What the exercise asks: Search the material below for the string "components" and extract each line that has it.

Supplied data:
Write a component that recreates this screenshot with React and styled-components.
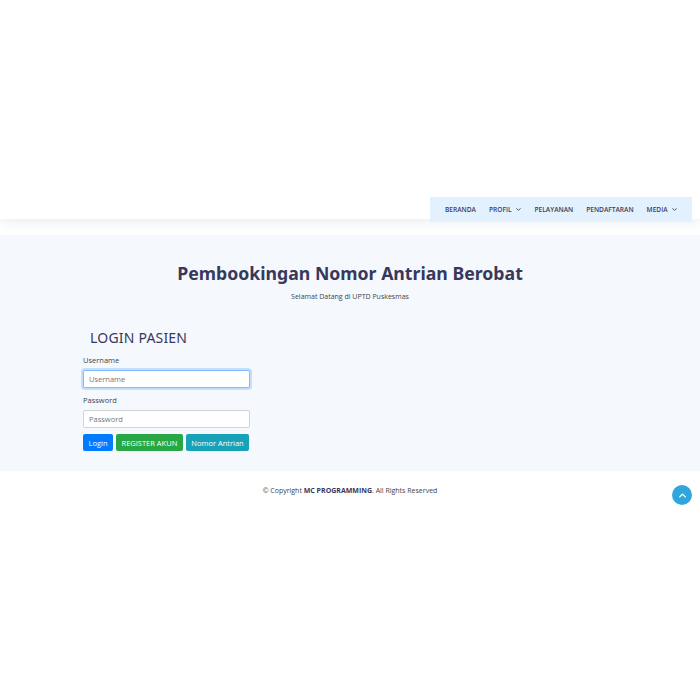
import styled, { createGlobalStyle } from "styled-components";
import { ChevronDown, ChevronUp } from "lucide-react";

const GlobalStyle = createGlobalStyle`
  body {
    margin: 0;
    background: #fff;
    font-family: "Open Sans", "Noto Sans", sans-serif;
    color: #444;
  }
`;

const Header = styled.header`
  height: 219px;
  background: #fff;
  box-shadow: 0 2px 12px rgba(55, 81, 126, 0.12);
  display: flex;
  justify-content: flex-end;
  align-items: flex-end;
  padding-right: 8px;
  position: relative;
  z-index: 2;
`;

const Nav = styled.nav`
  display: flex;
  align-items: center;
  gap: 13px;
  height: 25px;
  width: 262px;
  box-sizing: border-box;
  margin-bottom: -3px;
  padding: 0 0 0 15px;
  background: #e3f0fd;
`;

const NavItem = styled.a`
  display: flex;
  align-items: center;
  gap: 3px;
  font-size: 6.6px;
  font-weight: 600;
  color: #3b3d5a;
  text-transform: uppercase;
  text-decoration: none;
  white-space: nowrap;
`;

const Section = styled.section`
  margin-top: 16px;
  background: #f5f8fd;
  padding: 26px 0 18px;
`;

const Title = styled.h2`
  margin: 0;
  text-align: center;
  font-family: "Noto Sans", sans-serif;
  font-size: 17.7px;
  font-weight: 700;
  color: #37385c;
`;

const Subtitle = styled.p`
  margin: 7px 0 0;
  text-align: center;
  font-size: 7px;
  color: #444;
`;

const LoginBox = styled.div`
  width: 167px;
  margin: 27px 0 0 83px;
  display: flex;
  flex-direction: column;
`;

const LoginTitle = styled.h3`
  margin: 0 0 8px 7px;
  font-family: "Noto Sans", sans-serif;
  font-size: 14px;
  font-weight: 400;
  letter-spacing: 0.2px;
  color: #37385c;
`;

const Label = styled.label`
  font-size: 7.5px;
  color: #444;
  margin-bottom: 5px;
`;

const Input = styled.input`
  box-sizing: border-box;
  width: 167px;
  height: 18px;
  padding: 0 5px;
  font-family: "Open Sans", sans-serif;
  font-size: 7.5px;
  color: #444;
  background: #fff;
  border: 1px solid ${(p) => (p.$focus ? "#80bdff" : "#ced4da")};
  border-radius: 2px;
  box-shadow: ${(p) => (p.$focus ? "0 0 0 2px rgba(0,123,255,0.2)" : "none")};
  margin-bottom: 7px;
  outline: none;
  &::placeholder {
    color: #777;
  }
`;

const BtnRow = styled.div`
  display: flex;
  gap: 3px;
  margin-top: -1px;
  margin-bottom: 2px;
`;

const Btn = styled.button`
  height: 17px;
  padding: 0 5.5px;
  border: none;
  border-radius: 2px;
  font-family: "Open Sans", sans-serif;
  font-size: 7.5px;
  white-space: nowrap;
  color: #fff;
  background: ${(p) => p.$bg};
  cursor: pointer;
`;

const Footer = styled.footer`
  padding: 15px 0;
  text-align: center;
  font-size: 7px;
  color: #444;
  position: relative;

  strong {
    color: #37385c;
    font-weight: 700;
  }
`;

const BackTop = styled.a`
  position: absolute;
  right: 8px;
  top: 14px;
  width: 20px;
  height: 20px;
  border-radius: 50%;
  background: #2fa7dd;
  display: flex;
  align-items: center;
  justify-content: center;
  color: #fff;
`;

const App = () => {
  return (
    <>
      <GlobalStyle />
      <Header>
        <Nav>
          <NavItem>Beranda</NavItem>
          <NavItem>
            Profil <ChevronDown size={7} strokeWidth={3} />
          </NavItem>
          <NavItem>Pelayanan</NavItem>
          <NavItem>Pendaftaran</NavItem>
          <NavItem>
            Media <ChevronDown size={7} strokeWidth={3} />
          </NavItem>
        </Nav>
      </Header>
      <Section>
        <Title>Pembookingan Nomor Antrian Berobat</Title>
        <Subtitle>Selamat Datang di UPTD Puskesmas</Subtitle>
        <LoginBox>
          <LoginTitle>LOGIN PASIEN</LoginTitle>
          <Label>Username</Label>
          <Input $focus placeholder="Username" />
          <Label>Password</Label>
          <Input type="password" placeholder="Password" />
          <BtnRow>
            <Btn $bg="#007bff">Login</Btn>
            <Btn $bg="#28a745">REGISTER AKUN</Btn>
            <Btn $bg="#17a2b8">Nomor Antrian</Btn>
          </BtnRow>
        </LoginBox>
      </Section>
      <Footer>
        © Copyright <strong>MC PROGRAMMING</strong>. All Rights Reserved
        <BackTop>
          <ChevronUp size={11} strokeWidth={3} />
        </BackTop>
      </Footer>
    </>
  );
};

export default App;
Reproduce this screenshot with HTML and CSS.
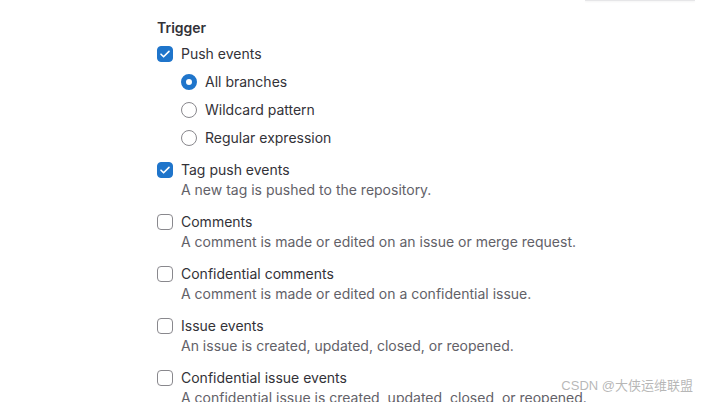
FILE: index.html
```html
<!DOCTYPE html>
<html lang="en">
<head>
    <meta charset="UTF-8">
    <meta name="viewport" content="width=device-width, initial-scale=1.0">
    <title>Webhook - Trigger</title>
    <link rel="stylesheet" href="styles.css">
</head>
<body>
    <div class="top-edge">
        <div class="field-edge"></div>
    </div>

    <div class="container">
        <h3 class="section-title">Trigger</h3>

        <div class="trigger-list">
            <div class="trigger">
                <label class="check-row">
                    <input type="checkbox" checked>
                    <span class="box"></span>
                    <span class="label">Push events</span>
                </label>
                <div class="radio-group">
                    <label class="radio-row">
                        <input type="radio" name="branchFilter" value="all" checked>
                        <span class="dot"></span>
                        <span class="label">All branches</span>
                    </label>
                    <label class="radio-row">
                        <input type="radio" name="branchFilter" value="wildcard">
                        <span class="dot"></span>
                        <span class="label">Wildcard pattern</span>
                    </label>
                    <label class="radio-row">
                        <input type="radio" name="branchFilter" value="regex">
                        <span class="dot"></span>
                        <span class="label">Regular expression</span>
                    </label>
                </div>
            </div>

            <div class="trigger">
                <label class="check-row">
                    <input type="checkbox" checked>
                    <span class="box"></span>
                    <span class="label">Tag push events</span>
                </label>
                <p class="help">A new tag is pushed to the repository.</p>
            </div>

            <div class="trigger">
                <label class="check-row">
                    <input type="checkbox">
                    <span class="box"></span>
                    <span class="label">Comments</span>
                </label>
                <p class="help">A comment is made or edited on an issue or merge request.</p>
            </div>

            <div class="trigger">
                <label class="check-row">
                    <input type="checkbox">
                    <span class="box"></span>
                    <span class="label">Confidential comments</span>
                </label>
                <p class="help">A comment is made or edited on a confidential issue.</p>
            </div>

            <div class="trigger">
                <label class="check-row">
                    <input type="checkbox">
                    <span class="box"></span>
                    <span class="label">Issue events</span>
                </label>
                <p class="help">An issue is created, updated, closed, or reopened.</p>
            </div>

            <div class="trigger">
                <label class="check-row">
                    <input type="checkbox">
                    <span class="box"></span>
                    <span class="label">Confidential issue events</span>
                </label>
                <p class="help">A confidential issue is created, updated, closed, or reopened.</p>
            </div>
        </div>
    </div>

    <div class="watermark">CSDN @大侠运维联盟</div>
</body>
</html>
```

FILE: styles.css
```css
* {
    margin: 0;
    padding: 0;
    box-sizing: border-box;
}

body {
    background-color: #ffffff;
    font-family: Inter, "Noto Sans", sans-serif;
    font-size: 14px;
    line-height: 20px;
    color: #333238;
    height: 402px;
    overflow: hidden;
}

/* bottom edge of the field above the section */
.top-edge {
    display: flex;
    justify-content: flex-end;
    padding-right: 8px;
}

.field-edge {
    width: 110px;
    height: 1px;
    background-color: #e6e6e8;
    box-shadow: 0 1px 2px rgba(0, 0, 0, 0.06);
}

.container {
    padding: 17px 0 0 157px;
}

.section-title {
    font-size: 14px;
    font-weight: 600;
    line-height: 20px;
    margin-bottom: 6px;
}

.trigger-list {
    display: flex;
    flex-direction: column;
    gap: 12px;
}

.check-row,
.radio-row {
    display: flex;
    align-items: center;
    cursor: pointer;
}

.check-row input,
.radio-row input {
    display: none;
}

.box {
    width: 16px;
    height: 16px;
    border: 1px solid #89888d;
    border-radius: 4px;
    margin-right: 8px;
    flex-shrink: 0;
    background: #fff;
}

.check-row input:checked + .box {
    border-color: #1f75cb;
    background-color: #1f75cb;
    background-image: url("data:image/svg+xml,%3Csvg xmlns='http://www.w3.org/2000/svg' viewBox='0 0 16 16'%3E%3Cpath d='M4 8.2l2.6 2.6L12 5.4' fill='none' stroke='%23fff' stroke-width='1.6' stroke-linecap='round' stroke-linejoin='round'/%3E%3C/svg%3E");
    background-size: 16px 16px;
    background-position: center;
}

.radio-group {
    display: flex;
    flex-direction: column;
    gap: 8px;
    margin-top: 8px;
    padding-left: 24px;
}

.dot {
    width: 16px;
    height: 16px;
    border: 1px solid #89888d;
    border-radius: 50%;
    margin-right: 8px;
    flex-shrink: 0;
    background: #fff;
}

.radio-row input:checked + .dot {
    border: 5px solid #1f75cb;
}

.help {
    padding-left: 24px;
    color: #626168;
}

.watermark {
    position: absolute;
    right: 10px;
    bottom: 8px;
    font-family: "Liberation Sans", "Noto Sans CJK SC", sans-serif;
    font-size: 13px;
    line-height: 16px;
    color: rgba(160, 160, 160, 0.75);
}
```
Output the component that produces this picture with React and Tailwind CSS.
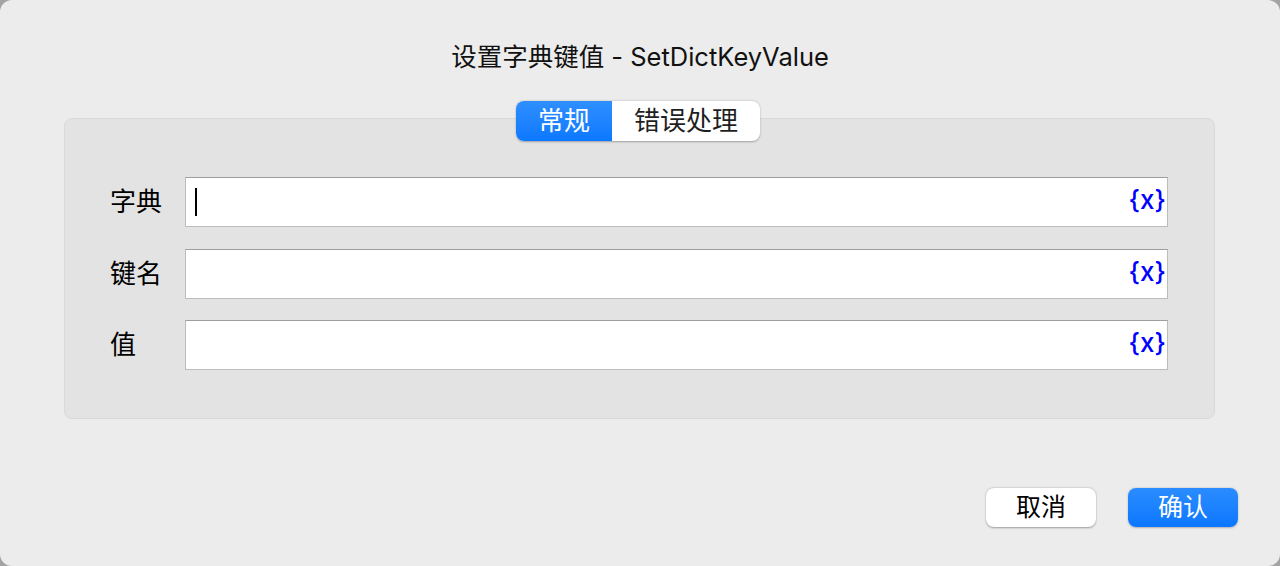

Written solution:
Write a component that recreates this screenshot with React and styled-components.
import styled, { createGlobalStyle } from "styled-components";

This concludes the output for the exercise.